Margo Cilker’s Pohorylle

cover art for PohorylleMargo Cilker is the latest country musician from the far northeastern corner of Oregon to toss a debut album of songs into the world. There’s apparently quite a little music scene up there in Enterprise and Joseph and environs, churning out the likes of Forrest Van Tuyl (An American Forrest), and Kai Welch (Abigail Washburn), and now Margo Cilker. Her debut album Pohorylle is deeply country, deeply personal, and deeply Pacific Northwest.

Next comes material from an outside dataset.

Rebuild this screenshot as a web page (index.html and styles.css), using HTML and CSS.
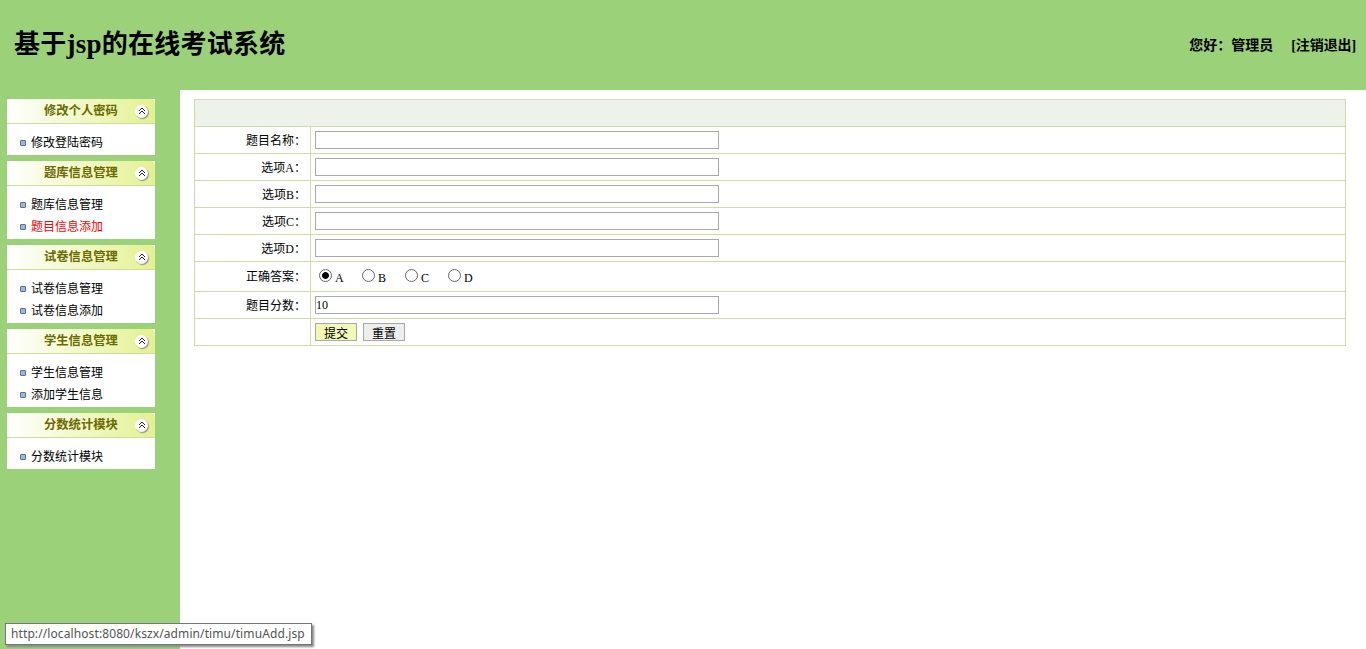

Cilker sings with a sharp twang that recalls early Lucinda Williams, with a melancholy that also points toward Lu as well as the likes of Townes Van Zandt. She’s had a lot of extremely capable help in the making of this album, not least the production from Seattle folk and country singer (and drummer) Sera Cahoone and engineer John Morgan Askew, who’s worked with Neko Case and Laura Gibson and who also plays an array of instruments. Standout players who add a ton of soul to Pohorylle include the fabulous Australian fiddler Mirabai Peart (who now lives in Portland); Jenny Conlee (The Decemberists, Norway Rats, Black Prairie) on keys; Jason Kardong (Sera Cahoone, Son Volt) on pedal steel; and Rebecca Young on bass. Margo’s sister and touring partner Sarah Cilker adds tight harmony vocals.

Cilker writes and sings most potently about the joys, sorrows and dangers of a life on the road as a traveling musician – particularly for a woman. I have a hard time getting past her song “Broken Arm In Oregon,” which is all about those hazards that face women out in the world, and how much energy and time and thought they have to waste just to try to stay safe. Peart’s lovely plaintive fiddling and Conlee’s soaring Hammond organ give this song added heft, but it’d be just as powerful as a solo acoustic number.

Several other songs home in on what it’s like to be Margo Cilker, always either on the verge of leaving or coming home. “Fortune favors the bold and the far away from home” could be Cilker’s motto. It crops up as a line in the opening track “That River,” an impressionistic tour through Oregon’s Basque country on the treacherous eastern reach of Interstate 84.

“If you’re stayin, stay / If you’re goin, go / Just remember that I am home,” goes the refrain of “Flood Plain,” a killer of a sad love song that starts out solo acoustic and eventually ropes in the whole band, complete with moaning pedal steel from Kardong and that fiddle – Peart always knows just what touch a song needs. Conlee’s accordion adds a perfect touch to “Chester’s,” a heartbreaking slow waltz about the loneliness of the life on the road.

The road songs aren’t all sad, though. “Tehachapi” is fairly described as actually bouncy, with Kelly Pratt (of the indie rock band Beirut) playing a whole bunch of horns on this honky-tonk shuffle, a litany of lovers left behind.

“Brother, Taxman, Preacher” is a slyly humorous exploration of the world of privileged men, starting with a dig at her brother. And “Barbed Wire (Belly Crawl)” is a soaring country rocker using the barbed wire fence a metaphor for this prickly musician and the dangers of a relationship with her:

If you knew what it was like to be
On both sides of me
I’m going farther this time.

The album wraps with “Wine In The World,” a stately statement of her modus and methods of coping with the losses that come with time, with a fine little pedal steel turn from Kardong. “I’m a woman drinks deeply / It’s my rosy coping mechanism / And it keeps my heart safe.”

Cilker has split the past seven years between singing on the road and hanging out in varied outposts like Enterprise, up there in Northeastern Oregon, and Spain’s Basque country – the album’s title is a Basque place name of some sort, I think. NPR has rightly listed her as one of “11 Oregon Artists to Watch in 2021.” She’s making music with heart and grit and punch-in-the-gut honesty. Pohorylle is one of my favorite Americana albums of the year.

(Fluff & Gravy, 2021)

Gary Whitehouse

A fifth-generation Oregonian, Gary is a retired journalist and government communicator. Since the 1990s he has been covering music, books, food & drink and occasionally films, blogs and podcasts for Green Man Review. His main literary interests for GMR are science fiction, music lore, and food & cooking. A lifelong lover of music, his interests are wide ranging and include folk, folk rock, jazz, Americana, classic country, and roots based music from all over the world. He also enjoys dogs, birding, cooking, craft beer, and coffee.